The health of the liver can also have a direct impact on the spleen, stomach, kidneys, lungs, and gallbladder, which would in turn, affect the emotions mostly closely associated with those organs. If you find yourself expressing or feeling the adage “I’m so angry, I can’t think straight,” it is likely due to the health of the liver affecting the health of the gallbladder. In that situation, you are basically saying that you currently have the inability to make decisions (I can’t think straight) because you’re so angry.
The gallbladder is the organ most closely associated with making decisions.
Below is a list of the organ systems and some of their corresponding emotions:
- Liver and Gallbladder: Anger, frustration, resentment, anxiety, and rage (Can also be involved in depression and is closely associated with PMS)

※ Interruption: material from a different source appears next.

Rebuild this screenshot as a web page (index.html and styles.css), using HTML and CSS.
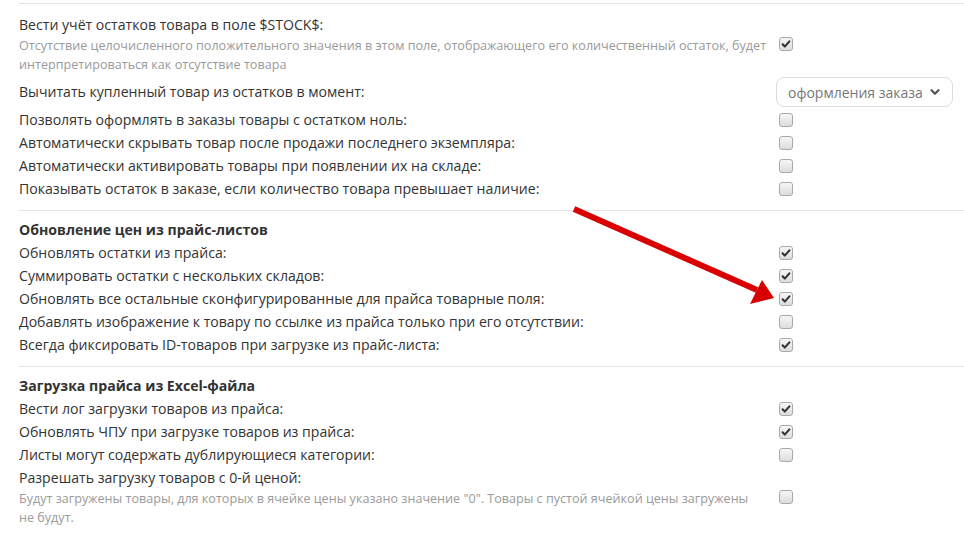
FILE: index.html
```html
<!DOCTYPE html>
<html lang="ru">
<head>
<meta charset="utf-8">
<link rel="stylesheet" href="styles.css">
</head>
<body>
<div class="page">
  <hr class="divider first">
  <section class="group">
    <div class="row tall">
      <div class="label">
        <div class="title">Вести учёт остатков товара в поле $STOCK$:</div>
        <div class="desc">Отсутствие целочисленного положительного значения в этом поле, отображающего его количественный остаток, будет интерпретироваться как отсутствие товара</div>
      </div>
      <div class="ctl"><span class="cb on"><svg viewBox="0 0 12 12"><path d="M2.6 6.3 L4.8 8.6 L9.4 3.4" fill="none" stroke="#333" stroke-width="2.1" stroke-linecap="round" stroke-linejoin="round"/></svg></span></div>
    </div>
    <div class="row select-row">
      <div class="label">Вычитать купленный товар из остатков в момент:</div>
      <div class="ctl"><div class="select"><span>оформления заказа</span><svg class="chev" viewBox="0 0 12 12"><path d="M2.5 4.2 L6 7.7 L9.5 4.2" fill="none" stroke="#555" stroke-width="2.2" stroke-linecap="round" stroke-linejoin="round"/></svg></div></div>
    </div>
    <div class="row"><div class="label">Позволять оформлять в заказы товары с остатком ноль:</div><div class="ctl"><span class="cb"></span></div></div>
    <div class="row"><div class="label">Автоматически скрывать товар после продажи последнего экземпляра:</div><div class="ctl"><span class="cb"></span></div></div>
    <div class="row"><div class="label">Автоматически активировать товары при появлении их на складе:</div><div class="ctl"><span class="cb"></span></div></div>
    <div class="row"><div class="label">Показывать остаток в заказе, если количество товара превышает наличие:</div><div class="ctl"><span class="cb"></span></div></div>
  </section>
  <hr class="divider">
  <section class="group">
    <div class="heading">Обновление цен из прайс-листов</div>
    <div class="row"><div class="label">Обновлять остатки из прайса:</div><div class="ctl"><span class="cb on"><svg viewBox="0 0 12 12"><path d="M2.6 6.3 L4.8 8.6 L9.4 3.4" fill="none" stroke="#333" stroke-width="2.1" stroke-linecap="round" stroke-linejoin="round"/></svg></span></div></div>
    <div class="row"><div class="label">Суммировать остатки с нескольких складов:</div><div class="ctl"><span class="cb on"><svg viewBox="0 0 12 12"><path d="M2.6 6.3 L4.8 8.6 L9.4 3.4" fill="none" stroke="#333" stroke-width="2.1" stroke-linecap="round" stroke-linejoin="round"/></svg></span></div></div>
    <div class="row"><div class="label">Обновлять все остальные сконфигурированные для прайса товарные поля:</div><div class="ctl"><span class="cb on"><svg viewBox="0 0 12 12"><path d="M2.6 6.3 L4.8 8.6 L9.4 3.4" fill="none" stroke="#333" stroke-width="2.1" stroke-linecap="round" stroke-linejoin="round"/></svg></span></div></div>
    <div class="row"><div class="label">Добавлять изображение к товару по ссылке из прайса только при его отсутствии:</div><div class="ctl"><span class="cb"></span></div></div>
    <div class="row"><div class="label">Всегда фиксировать ID-товаров при загрузке из прайс-листа:</div><div class="ctl"><span class="cb on"><svg viewBox="0 0 12 12"><path d="M2.6 6.3 L4.8 8.6 L9.4 3.4" fill="none" stroke="#333" stroke-width="2.1" stroke-linecap="round" stroke-linejoin="round"/></svg></span></div></div>
  </section>
  <hr class="divider">
  <section class="group">
    <div class="heading">Загрузка прайса из Excel-файла</div>
    <div class="row"><div class="label">Вести лог загрузки товаров из прайса:</div><div class="ctl"><span class="cb on"><svg viewBox="0 0 12 12"><path d="M2.6 6.3 L4.8 8.6 L9.4 3.4" fill="none" stroke="#333" stroke-width="2.1" stroke-linecap="round" stroke-linejoin="round"/></svg></span></div></div>
    <div class="row"><div class="label">Обновлять ЧПУ при загрузке товаров из прайса:</div><div class="ctl"><span class="cb on"><svg viewBox="0 0 12 12"><path d="M2.6 6.3 L4.8 8.6 L9.4 3.4" fill="none" stroke="#333" stroke-width="2.1" stroke-linecap="round" stroke-linejoin="round"/></svg></span></div></div>
    <div class="row"><div class="label">Листы могут содержать дублирующиеся категории:</div><div class="ctl"><span class="cb"></span></div></div>
    <div class="row tall last">
      <div class="label">
        <div class="title">Разрешать загрузку товаров с 0-й ценой:</div>
        <div class="desc">Будут загружены товары, для которых в ячейке цены указано значение "0". Товары с пустой ячейкой цены загружены не&nbsp;будут.</div>
      </div>
      <div class="ctl"><span class="cb"></span></div>
    </div>
  </section>
  <svg class="arrow" width="964" height="535" viewBox="0 0 964 535">
    <line x1="574" y1="209" x2="757" y2="290" stroke="#d80000" stroke-width="6"/>
    <polygon points="774,298 762,280 750,304" fill="#d80000"/>
  </svg>
</div>
</body>
</html>
```
FILE: styles.css
```css
html, body {
  margin: 0;
  padding: 0;
  background: #fff;
}
body {
  font-family: "Open Sans", "Noto Sans", sans-serif;
  font-size: 14.1px;
  color: #333;
}
.page {
  position: relative;
  width: 964px;
  height: 535px;
  overflow: hidden;
  padding: 3px 0 0 19px;
  box-sizing: border-box;
}
.divider {
  border: 0;
  border-top: 1px solid #e3e3e3;
  margin: 10px 0 0 0;
  height: 0;
}
.divider.first {
  margin-top: 0;
}
.group {
  display: flex;
  flex-direction: column;
  padding-top: 8px;
}
.group:first-of-type {
  padding-top: 10px;
}
.row {
  display: grid;
  grid-template-columns: 760px 1fr;
  align-items: center;
  min-height: 23px;
  line-height: 23px;
}
.row.tall .title {
  line-height: 22px;
}
.row.tall .desc {
  font-size: 12.6px;
  line-height: 19px;
  color: #9a9a9a;
}
.row.last .title {
  line-height: 23px;
}
.select-row {
  margin-top: 3px;
  min-height: 31px;
  align-items: start;
}
.select-row .label {
  line-height: 30px;
}
.heading {
  font-weight: bold;
  line-height: 22px;
}
.ctl {
  display: flex;
  align-items: center;
}
.cb {
  display: inline-block;
  width: 12px;
  height: 12px;
  border: 1px solid #a9a9a9;
  border-radius: 3px;
  background: linear-gradient(#f6f6f6, #dcdcdc);
  box-sizing: content-box;
}
.cb svg {
  display: block;
  width: 12px;
  height: 12px;
}
.select {
  margin-left: -3px;
  width: 177px;
  height: 30px;
  box-sizing: border-box;
  border: 1px solid #ddd;
  border-radius: 8px;
  display: flex;
  align-items: center;
  padding: 0 0 0 11px;
  color: #777;
  font-size: 14px;
  white-space: nowrap;
}
.chev {
  width: 12px;
  height: 12px;
  margin-left: 6px;
}
.arrow {
  position: absolute;
  left: 0;
  top: 0;
  pointer-events: none;
}
```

- Lung and Large Intestine: Grief, sadness, depression, detachment, anxiety
- Spleen and Stomach: Over thinking/overworking, cannot shut your mind off, worry, nervousness, anxiety, dwelling, excessive mental work
- Kidney and Bladder: Fear, anxiety, weak willpower, aloofness, insecurity, isolation
- Heart and Small Intestine: Overjoy, depression and despair, agitation, insomnia, restlessness, lack of enthusiasm
In order to gain an even better understanding of how these emotions are connected with and influenced by the energetic organ systems, each organ has been assigned to one of five elements.
- Liver and Gallbladder are associated with Wood.
- Heart and Small Intestine are associated with Fire.
- Spleen and Stomach are associated with Earth.
- Lung and Large Intestine are associated with Metal.
- Kidney and Bladder are associated with Water.
The basic principle is that each element controls and generates (or is a product of) the other. For example:
- Wood is used to create fire.
- Fire burns wood.
- Burnt wood (ash) returns to the earth.
- Metal is a product that comes from earth and helps create the condensation or water.
- Water is an essential component in the growth of wood.
- From there the cycle starts over.
On the flip side of that flow, is how the elements can also control one another.
- Earth can control the flow of water through routing it via streams, rivers, etc.
- Water is used to control fire.
- Fire is used to control and create metal (think of using fire to make metal bend or liquify it).
- Wood controls the perpetuation of earth (compost).
By thinking about the elements in this type of arrangement, we can see how they are connected and dependent on the flow between them to be harmonious. Since each organ is assigned to an element, it becomes much clearer how an imbalance between them affects the entire flow throughout your body. A major blockage or prolonged imbalance in one area can have a ripple effect on the entire system of organs and emotions.
In traditional Chinese medicine, there are several different approaches or therapies that can be utilized for healing and understanding the connection between these intricate bodily systems. Acupuncture, herbal medicines, and qigong are a few of the main therapies that are used to restore balance and remove blockages in the flow between organs.
Unfortunately, these types of therapies are often regarded as “last attempt alternatives.” However, as science has worked to explain many of these delicate, internal relationships, people are starting to discover and experience the vast benefits of incorporating them earlier in treatment regimens. This is why it is important to recognize, regardless of the level of acknowledgment, the intricate flow between emotional and physical health exists as a fundamental foundation of our being. Therefore, we can look to improve both our emotional and physical health by seeking methods that remove blockages and restore a harmonious balance.